Todas as cinco maiores redes varejistas de alimentos do país – GPA, Carrefour, Walmart, Cencosud e Zaffari – estão expostas ao modelo. Dentre essas, aquela que apresenta um desempenho melhor no modelo é o Zaffari. O que sofre mais, talvez, seja o Walmart. Isso por que o Walmart entrou no Brasil apenas em 1995, já pegando o ciclo final da era de ouro do modelo.

Quando se mira o cenário, pode-se imaginar que o hipermercado esteja condenado. Não compartilho dessa opinião. Creio, sim, que o modelo deverá passar por uma grande transformação.

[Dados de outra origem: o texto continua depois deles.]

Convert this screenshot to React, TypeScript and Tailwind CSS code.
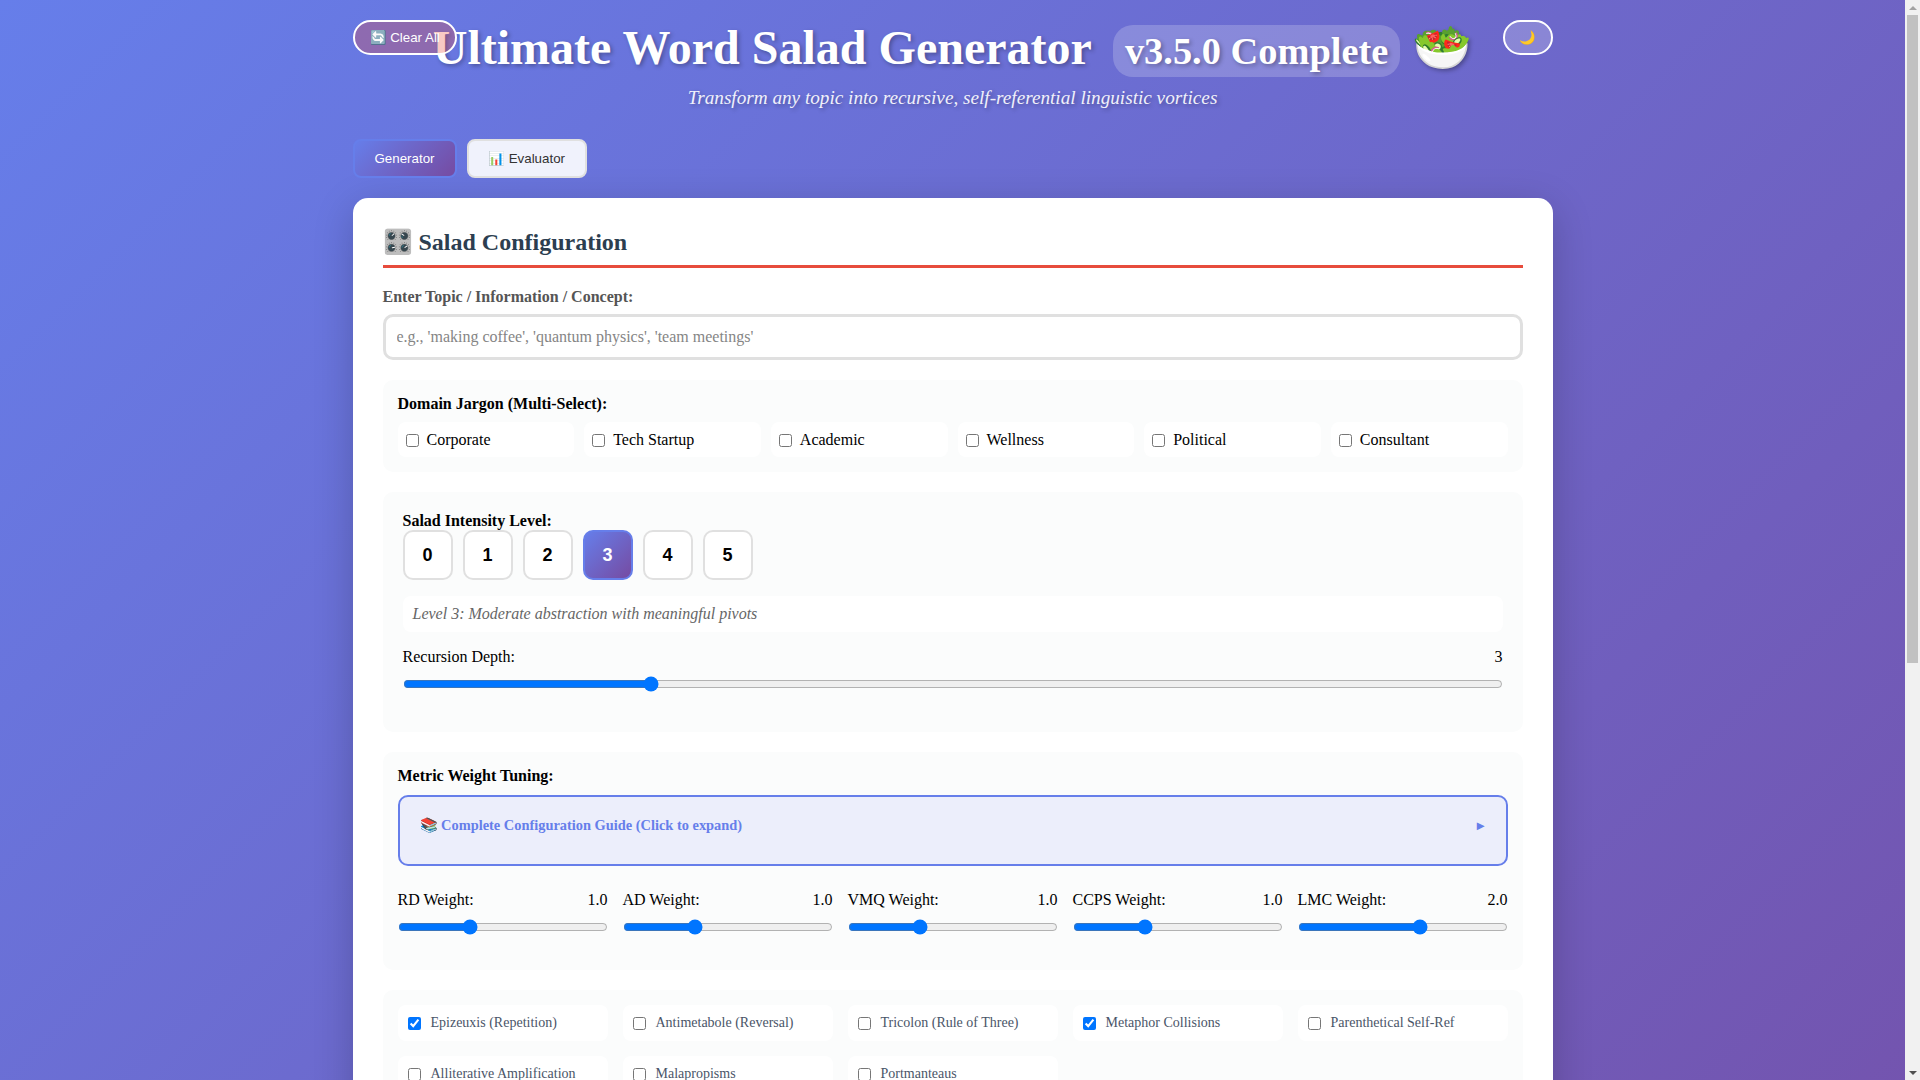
const domains = ["Corporate", "Tech Startup", "Academic", "Wellness", "Political", "Consultant"];
const levels = [0, 1, 2, 3, 4, 5];
const weights = [
  { name: "RD", value: 1, max: 3 },
  { name: "AD", value: 1, max: 3 },
  { name: "VMQ", value: 1, max: 3 },
  { name: "CCPS", value: 1, max: 3 },
  { name: "LMC", value: 2, max: 3.4 },
];
const devices = [
  { label: "Epizeuxis (Repetition)", on: true },
  { label: "Antimetabole (Reversal)", on: false },
  { label: "Tricolon (Rule of Three)", on: false },
  { label: "Metaphor Collisions", on: true },
  { label: "Parenthetical Self-Ref", on: false },
  { label: "Alliterative Amplification", on: false },
  { label: "Malapropisms", on: false },
  { label: "Portmanteaus", on: false },
];

export default function App() {
  return (
    <div className="flex h-screen font-['Liberation_Serif',serif] text-base">
      <div className="flex-1 overflow-y-auto [scrollbar-width:none]">
        <div className="bg-[linear-gradient(135deg,#667eea_0%,#764ba2_100%)] pb-5">
          <div className="mx-auto w-[1200px]">
            {/* Header */}
            <header className="relative pt-5 text-center text-white [text-shadow:2px_2px_4px_rgba(0,0,0,0.3)]">
              <h1 className="text-[48px] leading-[55px] font-bold">
                Ultimate Word Salad Generator{" "}
                <span className="ml-2.5 inline-block rounded-[20px] bg-white/20 px-3 py-1 text-[38.4px] leading-[44px]">v3.5.0 Complete</span>{" "}
                🥗
              </h1>
              <p className="mt-2.5 text-[19.2px] leading-[22px] italic opacity-90">Transform any topic into recursive, self-referential linguistic vortices</p>
              <button className="absolute top-5 left-0 h-[35px] rounded-[20px] border-2 border-white bg-[rgba(231,76,60,0.3)] px-[15px] font-['Liberation_Sans',sans-serif] text-[13.33px] text-white [text-shadow:none]">🔄 Clear All</button>
              <button className="absolute top-5 right-0 h-[35px] w-[50px] rounded-[20px] border-2 border-white bg-white/20 font-['Liberation_Sans',sans-serif] text-[13.33px] [text-shadow:none]">🌙</button>
            </header>

            {/* Tabs */}
            <div className="mt-[30px] flex gap-2.5">
              <button className="h-[39px] w-[104px] rounded-lg border-2 border-[#667eea] bg-[linear-gradient(135deg,#667eea_0%,#764ba2_100%)] font-['Liberation_Sans',sans-serif] text-[13.33px] text-white">Generator</button>
              <button className="h-[39px] w-[120px] rounded-lg border-2 border-[#e0e0e0] bg-[#f0f2fc] font-['Liberation_Sans',sans-serif] text-[13.33px] text-[#333]">📊 Evaluator</button>
            </div>

            {/* Config card */}
            <div className="mt-5 min-h-[1532px] rounded-[15px] bg-white p-[30px] shadow-[0_10px_40px_rgba(0,0,0,0.2)]">
              <h2 className="border-b-[3px] border-[#e74c3c] pb-[9px] text-2xl leading-[28px] font-bold text-[#2c3e50]">🎛️ Salad Configuration</h2>

              <label className="mt-5 block leading-[18px] font-bold text-[#555]">Enter Topic / Information / Concept:</label>
              <input
                type="text"
                placeholder="e.g., 'making coffee', 'quantum physics', 'team meetings'"
                className="mt-2 block h-[46px] w-full rounded-[10px] border-[3px] border-[#e0e0e0] px-[11px] text-base placeholder:text-[#858585]"
              />

              {/* Domain jargon */}
              <section className="mt-5 rounded-[10px] bg-[#fbfcfc] p-[15px]">
                <h3 className="leading-[18px] font-bold text-black">Domain Jargon (Multi-Select):</h3>
                <div className="mt-[9px] grid grid-cols-6 gap-2.5">
                  {domains.map((d) => (
                    <label key={d} className="flex h-[35px] items-center gap-2 rounded-lg bg-white px-2 text-black">
                      <input type="checkbox" className="mt-0.5" />
                      {d}
                    </label>
                  ))}
                </div>
              </section>

              {/* Intensity */}
              <section className="mt-5 rounded-[10px] bg-[#fbfcfc] p-5">
                <h3 className="leading-[18px] font-bold text-black">Salad Intensity Level:</h3>
                <div className="flex gap-2.5">
                  {levels.map((l) => (
                    <button
                      key={l}
                      className={
                        l === 3
                          ? "h-[50px] w-[50px] rounded-[10px] border-2 border-[#667eea] bg-[linear-gradient(135deg,#667eea_0%,#764ba2_100%)] font-['Liberation_Sans',sans-serif] text-lg font-bold text-white"
                          : "h-[50px] w-[50px] rounded-[10px] border-2 border-[#e0e0e0] bg-white font-['Liberation_Sans',sans-serif] text-lg font-bold text-black"
                      }
                    >
                      {l}
                    </button>
                  ))}
                </div>
                <div className="mt-4 rounded-lg bg-white px-2.5 py-[9px] leading-[18px] text-[#666] italic">Level 3: Moderate abstraction with meaningful pivots</div>
                <div className="mt-4 flex justify-between leading-[18px] text-black">
                  <span>Recursion Depth:</span>
                  <span>3</span>
                </div>
                <input type="range" min={1} max={10} defaultValue={3} className="mt-3.5 mb-6 block h-2 w-full" />
              </section>

              {/* Metric weights */}
              <section className="mt-5 rounded-[10px] bg-[#fbfcfc] p-[15px]">
                <h3 className="leading-[18px] font-bold text-black">Metric Weight Tuning:</h3>
                <div className="mt-2.5 flex h-[71px] justify-between rounded-[10px] border-2 border-[#667eea] bg-[#eceefb] pt-5 pr-[22px] pl-5 text-[14.4px] leading-[17px] font-bold text-[#667eea]">
                  <span>📚 Complete Configuration Guide (Click to expand)</span>
                  <span>▸</span>
                </div>
                <div className="mt-[25px] grid grid-cols-5 gap-[15px]">
                  {weights.map((w) => (
                    <div key={w.name}>
                      <div className="flex justify-between leading-[18px] text-black">
                        <span>{w.name} Weight:</span>
                        <span>{w.value.toFixed(1)}</span>
                      </div>
                      <input type="range" min={0} max={w.max} step={0.1} defaultValue={w.value} className="mt-3.5 block h-2 w-full" />
                    </div>
                  ))}
                </div>
                <div className="h-6" />
              </section>

              {/* Rhetorical devices */}
              <section className="mt-5 rounded-[10px] bg-[#fbfcfc] p-[15px]">
                <div className="grid grid-cols-5 gap-[15px]">
                  {devices.map((d) => (
                    <label key={d.label} className="flex h-[36px] items-center gap-2.5 rounded-lg bg-white px-2.5 text-sm text-[#4a5568]">
                      <input type="checkbox" defaultChecked={d.on} />
                      {d.label}
                    </label>
                  ))}
                </div>
              </section>
            </div>
          </div>
        </div>
      </div>

      {/* Scrollbar */}
      <div className="flex w-[15px] flex-col items-center bg-[#f1f1f1]">
        <div className="flex h-[15px] items-center justify-center">
          <svg width="8" height="4" viewBox="0 0 8 4"><path d="M4 0 8 4H0Z" fill="#a3a3a3" /></svg>
        </div>
        <div className="flex-1">
          <div className="h-[648px] w-[11px] bg-[#c1c1c1]" />
        </div>
        <div className="flex h-[15px] items-center justify-center">
          <svg width="8" height="4" viewBox="0 0 8 4"><path d="M0 0H8L4 4Z" fill="#505050" /></svg>
        </div>
      </div>
    </div>
  );
}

Em minha visão, as tendências ou movimentos mais lógicos seriam no sentido de:

(a) redução da área de vendas total;

(b) oferecer soluções ao invés de produtos e isso passa por aumentar a área de alimentos passando a oferecer in-store catering;

(c) em não alimento tornar-se mais um agregador do que um operador,  seletivamente elegendo categorias em que se poderia operar bem e oferecer as demais via terceiros (atuar como marketplace ou mall);

(d) oferecer serviço de “click e collect”;  e

(e) incluir uma área de drive-thru.

O futuro do hipermercado está em tornar-se uma loja que provê soluções na forma de produtos e serviços para a casa. O problema é que toda grande transformação envolve visão, coragem, investimentos e tradeoffs.